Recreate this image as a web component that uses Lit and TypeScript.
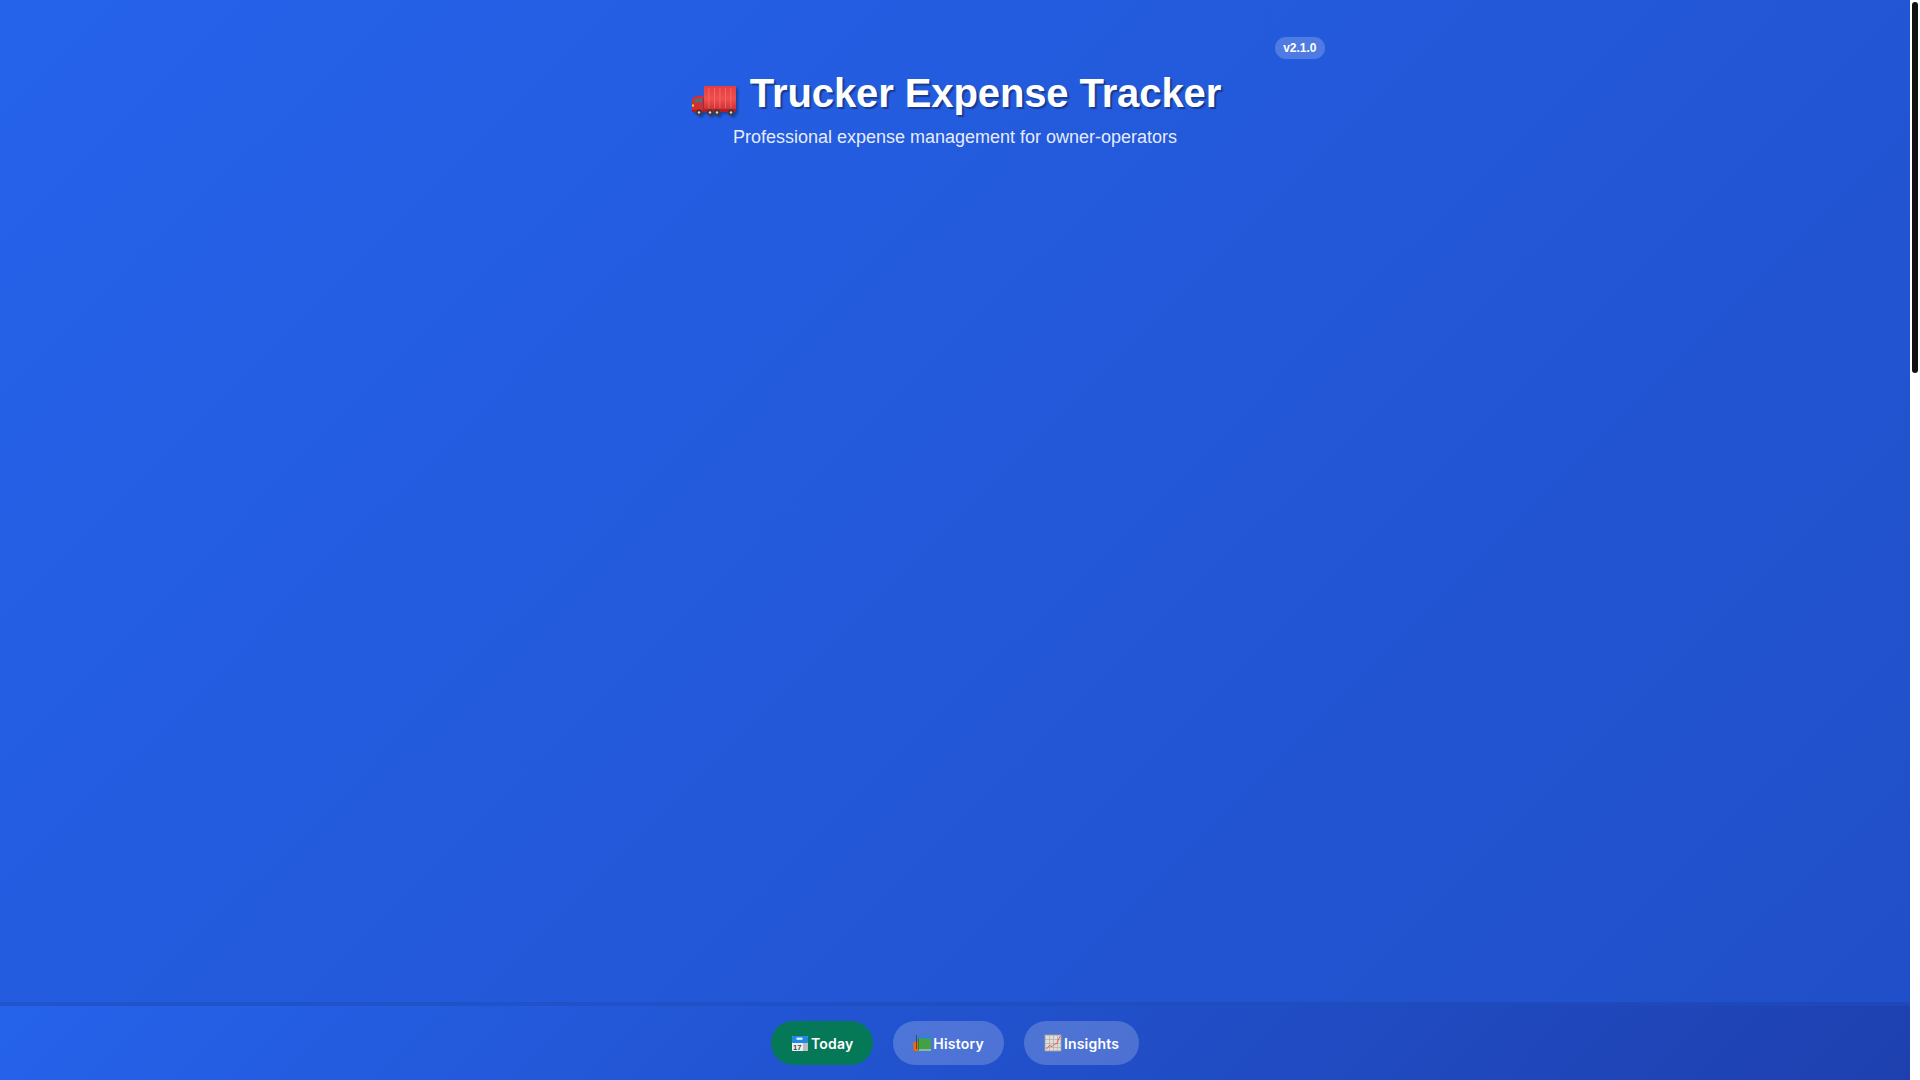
import { LitElement, html, css } from "lit";
import { customElement } from "lit/decorators.js";

const truck = html`<svg class="truck" viewBox="0 0 50 34" aria-hidden="true">
  <defs>
    <linearGradient id="cargo" x1="0" y1="0" x2="0" y2="1">
      <stop offset="0" stop-color="#e53e3e"/>
      <stop offset="0.55" stop-color="#ef4f4f"/>
      <stop offset="1" stop-color="#d32f2f"/>
    </linearGradient>
  </defs>
  <rect x="15" y="1" width="32" height="23.5" rx="1" fill="url(#cargo)"/>
  <g fill="#f07070">
    <rect x="19.5" y="3" width="0.8" height="20"/>
    <rect x="25" y="3" width="0.8" height="20"/>
    <rect x="30.5" y="3" width="0.8" height="20"/>
    <rect x="36" y="3" width="0.8" height="20"/>
    <rect x="41.5" y="3" width="0.8" height="20"/>
  </g>
  <path d="M3 26.5 V16 Q3 12 6 11.5 L14.5 10.5 V26.5 Z" fill="#d32f2f"/>
  <path d="M5 17.5 L6.5 14 L13 13 V17.5 Z" fill="#546e7a"/>
  <rect x="3" y="19.5" width="2" height="2" fill="#fdd835"/>
  <rect x="3" y="24.5" width="44" height="2.5" fill="#b71c1c"/>
  <g fill="#4e342e">
    <circle cx="10" cy="27.5" r="3"/>
    <circle cx="21" cy="27.5" r="3"/>
    <circle cx="28" cy="27.5" r="3"/>
    <circle cx="42" cy="27.5" r="3"/>
  </g>
  <g fill="#cfd8dc">
    <circle cx="10" cy="27.5" r="1.2"/>
    <circle cx="21" cy="27.5" r="1.2"/>
    <circle cx="28" cy="27.5" r="1.2"/>
    <circle cx="42" cy="27.5" r="1.2"/>
  </g>
</svg>`;

const calendar = html`<svg class="ico" viewBox="0 0 18 18" aria-hidden="true">
  <rect x="1" y="2" width="16" height="15" rx="0.8" fill="#eceff1"/>
  <rect x="12" y="9" width="5" height="8" fill="#bdbdbd"/>
  <rect x="1" y="2" width="16" height="7" rx="0.8" fill="#1e88e5"/>
  <rect x="5.5" y="3.6" width="6" height="2.2" fill="#e3f2fd"/>
  <text x="2" y="16" font-family="Liberation Sans, sans-serif" font-size="7.5" font-weight="700" fill="#37474f">17</text>
</svg>`;

const books = html`<svg class="ico" viewBox="0 0 18 18" aria-hidden="true">
  <rect x="4" y="3" width="14" height="3" fill="#1e88e5"/>
  <rect x="0.5" y="8" width="5" height="9" fill="#ef6c00"/>
  <rect x="3" y="1" width="1" height="14" fill="#5d4037"/>
  <rect x="5" y="4.5" width="13" height="12" fill="#43a047"/>
  <rect x="5" y="15.5" width="13" height="1" fill="#cfd8dc"/>
  <rect x="5" y="4.5" width="1" height="12" fill="#2e7d32"/>
</svg>`;

const chart = html`<svg class="ico" viewBox="0 0 18 18" aria-hidden="true">
  <rect x="1" y="1" width="16" height="16" fill="#e0dcd8" stroke="#a0a0a0" stroke-width="0.8"/>
  <path d="M1 5.5H17M1 9.5H17M1 13.5H17M5.5 1V17M9.5 1V17M13.5 1V17" stroke="#a8a8a8" stroke-width="0.6" fill="none"/>
  <path d="M2.5 15 L5.5 11.5 L8 12.5 L10.5 10 L13 9.5 L14.5 5 L16.5 2" stroke="#ef5350" stroke-width="1" fill="none"/>
</svg>`;

@customElement("app-root")
export class AppRoot extends LitElement {
  static styles = css`
    :host {
      display: flex;
      height: 100vh;
      overflow: hidden;
      background: #fff;
      font-family: "Liberation Sans", Arial, sans-serif;
    }
    .main {
      flex: 1;
      min-width: 0;
      display: flex;
      flex-direction: column;
      background: linear-gradient(135deg, #2563eb 0%, #1e40af 100%) no-repeat;
      background-size: 100% 3110px;
    }
    .gutter {
      flex: 0 0 10px;
      box-sizing: border-box;
      padding: 2px;
    }
    .thumb {
      height: 371px;
      border-radius: 3px;
      background: #111;
    }
    .content {
      flex: 1;
      padding-top: 30px;
    }
    .header {
      position: relative;
      width: 740px;
      margin: 0 auto;
      text-align: center;
      color: #fff;
    }
    .badge {
      position: absolute;
      right: 0;
      top: 7px;
      height: 22px;
      line-height: 22px;
      padding: 0 8.5px;
      border-radius: 11px;
      background: rgba(255, 255, 255, 0.2);
      font-size: 12px;
      font-weight: 700;
    }
    h1 {
      margin: 0;
      padding-top: 40px;
      font-size: 40px;
      line-height: 46px;
      font-weight: 700;
      letter-spacing: -0.1px;
      text-shadow: 2px 2px 1px rgba(0, 0, 0, 0.35);
    }
    .truck {
      width: 50px;
      height: 34px;
      vertical-align: -12px;
      filter: drop-shadow(2px 2px 1px rgba(0, 0, 0, 0.3));
    }
    .sub {
      margin: 8px 0 0;
      font-size: 18px;
      line-height: 21px;
      color: rgba(255, 255, 255, 0.9);
    }
    nav {
      display: flex;
      justify-content: center;
      gap: 20px;
      padding: 15px;
      border-top: 4px solid rgba(0, 0, 0, 0.08);
      background: linear-gradient(135deg, #2563eb 0%, #1e40af 100%);
      background-clip: padding-box;
    }
    button {
      display: flex;
      align-items: center;
      gap: 2px;
      height: 44px;
      padding: 0 20px;
      border: none;
      border-radius: 25px;
      background: rgba(255, 255, 255, 0.2);
      color: #fff;
      font-family: Inter, "Liberation Sans", sans-serif;
      font-size: 14px;
      font-weight: 600;
      letter-spacing: 0.2px;
      white-space: nowrap;
    }
    button.active { background: #047857; }
    .ico { width: 18px; height: 18px; flex: none; }
  `;

  render() {
    return html`
      <div class="main">
        <div class="content">
          <header class="header">
            <span class="badge">v2.1.0</span>
            <h1>${truck} Trucker Expense Tracker</h1>
            <p class="sub">Professional expense management for owner-operators</p>
          </header>
        </div>
        <nav>
          <button class="active">${calendar}Today</button>
          <button>${books}History</button>
          <button>${chart}Insights</button>
        </nav>
      </div>
      <div class="gutter"><div class="thumb"></div></div>
    `;
  }
}
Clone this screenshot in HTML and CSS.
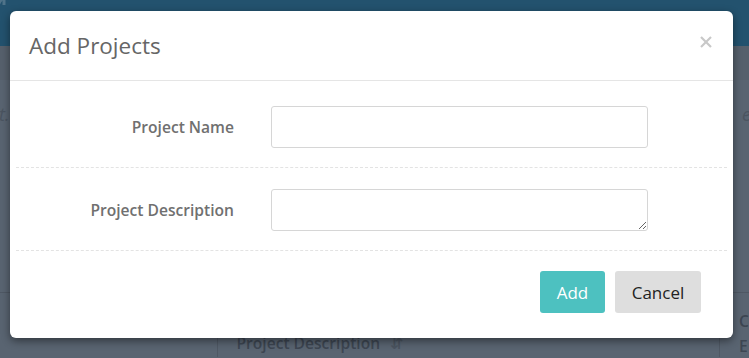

= = = = =

All of the lines above should be retyped precisely, apart from the pictures.

→ EXERCISE RESPONSE:
Recreate this image as a web component that uses Lit and TypeScript.
import { LitElement, html, css } from "lit";
import { customElement } from "lit/decorators.js";

const truck = html`<svg class="truck" viewBox="0 0 50 34" aria-hidden="true">
  <defs>
    <linearGradient id="cargo" x1="0" y1="0" x2="0" y2="1">
      <stop offset="0" stop-color="#e53e3e"/>
      <stop offset="0.55" stop-color="#ef4f4f"/>
      <stop offset="1" stop-color="#d32f2f"/>
    </linearGradient>
  </defs>
  <rect x="15" y="1" width="32" height="23.5" rx="1" fill="url(#cargo)"/>
  <g fill="#f07070">
    <rect x="19.5" y="3" width="0.8" height="20"/>
    <rect x="25" y="3" width="0.8" height="20"/>
    <rect x="30.5" y="3" width="0.8" height="20"/>
    <rect x="36" y="3" width="0.8" height="20"/>
    <rect x="41.5" y="3" width="0.8" height="20"/>
  </g>
  <path d="M3 26.5 V16 Q3 12 6 11.5 L14.5 10.5 V26.5 Z" fill="#d32f2f"/>
  <path d="M5 17.5 L6.5 14 L13 13 V17.5 Z" fill="#546e7a"/>
  <rect x="3" y="19.5" width="2" height="2" fill="#fdd835"/>
  <rect x="3" y="24.5" width="44" height="2.5" fill="#b71c1c"/>
  <g fill="#4e342e">
    <circle cx="10" cy="27.5" r="3"/>
    <circle cx="21" cy="27.5" r="3"/>
    <circle cx="28" cy="27.5" r="3"/>
    <circle cx="42" cy="27.5" r="3"/>
  </g>
  <g fill="#cfd8dc">
    <circle cx="10" cy="27.5" r="1.2"/>
    <circle cx="21" cy="27.5" r="1.2"/>
    <circle cx="28" cy="27.5" r="1.2"/>
    <circle cx="42" cy="27.5" r="1.2"/>
  </g>
</svg>`;

const calendar = html`<svg class="ico" viewBox="0 0 18 18" aria-hidden="true">
  <rect x="1" y="2" width="16" height="15" rx="0.8" fill="#eceff1"/>
  <rect x="12" y="9" width="5" height="8" fill="#bdbdbd"/>
  <rect x="1" y="2" width="16" height="7" rx="0.8" fill="#1e88e5"/>
  <rect x="5.5" y="3.6" width="6" height="2.2" fill="#e3f2fd"/>
  <text x="2" y="16" font-family="Liberation Sans, sans-serif" font-size="7.5" font-weight="700" fill="#37474f">17</text>
</svg>`;

const books = html`<svg class="ico" viewBox="0 0 18 18" aria-hidden="true">
  <rect x="4" y="3" width="14" height="3" fill="#1e88e5"/>
  <rect x="0.5" y="8" width="5" height="9" fill="#ef6c00"/>
  <rect x="3" y="1" width="1" height="14" fill="#5d4037"/>
  <rect x="5" y="4.5" width="13" height="12" fill="#43a047"/>
  <rect x="5" y="15.5" width="13" height="1" fill="#cfd8dc"/>
  <rect x="5" y="4.5" width="1" height="12" fill="#2e7d32"/>
</svg>`;

const chart = html`<svg class="ico" viewBox="0 0 18 18" aria-hidden="true">
  <rect x="1" y="1" width="16" height="16" fill="#e0dcd8" stroke="#a0a0a0" stroke-width="0.8"/>
  <path d="M1 5.5H17M1 9.5H17M1 13.5H17M5.5 1V17M9.5 1V17M13.5 1V17" stroke="#a8a8a8" stroke-width="0.6" fill="none"/>
  <path d="M2.5 15 L5.5 11.5 L8 12.5 L10.5 10 L13 9.5 L14.5 5 L16.5 2" stroke="#ef5350" stroke-width="1" fill="none"/>
</svg>`;

@customElement("app-root")
export class AppRoot extends LitElement {
  static styles = css`
    :host {
      display: flex;
      height: 100vh;
      overflow: hidden;
      background: #fff;
      font-family: "Liberation Sans", Arial, sans-serif;
    }
    .main {
      flex: 1;
      min-width: 0;
      display: flex;
      flex-direction: column;
      background: linear-gradient(135deg, #2563eb 0%, #1e40af 100%) no-repeat;
      background-size: 100% 3110px;
    }
    .gutter {
      flex: 0 0 10px;
      box-sizing: border-box;
      padding: 2px;
    }
    .thumb {
      height: 371px;
      border-radius: 3px;
      background: #111;
    }
    .content {
      flex: 1;
      padding-top: 30px;
    }
    .header {
      position: relative;
      width: 740px;
      margin: 0 auto;
      text-align: center;
      color: #fff;
    }
    .badge {
      position: absolute;
      right: 0;
      top: 7px;
      height: 22px;
      line-height: 22px;
      padding: 0 8.5px;
      border-radius: 11px;
      background: rgba(255, 255, 255, 0.2);
      font-size: 12px;
      font-weight: 700;
    }
    h1 {
      margin: 0;
      padding-top: 40px;
      font-size: 40px;
      line-height: 46px;
      font-weight: 700;
      letter-spacing: -0.1px;
      text-shadow: 2px 2px 1px rgba(0, 0, 0, 0.35);
    }
    .truck {
      width: 50px;
      height: 34px;
      vertical-align: -12px;
      filter: drop-shadow(2px 2px 1px rgba(0, 0, 0, 0.3));
    }
    .sub {
      margin: 8px 0 0;
      font-size: 18px;
      line-height: 21px;
      color: rgba(255, 255, 255, 0.9);
    }
    nav {
      display: flex;
      justify-content: center;
      gap: 20px;
      padding: 15px;
      border-top: 4px solid rgba(0, 0, 0, 0.08);
      background: linear-gradient(135deg, #2563eb 0%, #1e40af 100%);
      background-clip: padding-box;
    }
    button {
      display: flex;
      align-items: center;
      gap: 2px;
      height: 44px;
      padding: 0 20px;
      border: none;
      border-radius: 25px;
      background: rgba(255, 255, 255, 0.2);
      color: #fff;
      font-family: Inter, "Liberation Sans", sans-serif;
      font-size: 14px;
      font-weight: 600;
      letter-spacing: 0.2px;
      white-space: nowrap;
    }
    button.active { background: #047857; }
    .ico { width: 18px; height: 18px; flex: none; }
  `;

  render() {
    return html`
      <div class="main">
        <div class="content">
          <header class="header">
            <span class="badge">v2.1.0</span>
            <h1>${truck} Trucker Expense Tracker</h1>
            <p class="sub">Professional expense management for owner-operators</p>
          </header>
        </div>
        <nav>
          <button class="active">${calendar}Today</button>
          <button>${books}History</button>
          <button>${chart}Insights</button>
        </nav>
      </div>
      <div class="gutter"><div class="thumb"></div></div>
    `;
  }
}
Clone this screenshot in HTML and CSS.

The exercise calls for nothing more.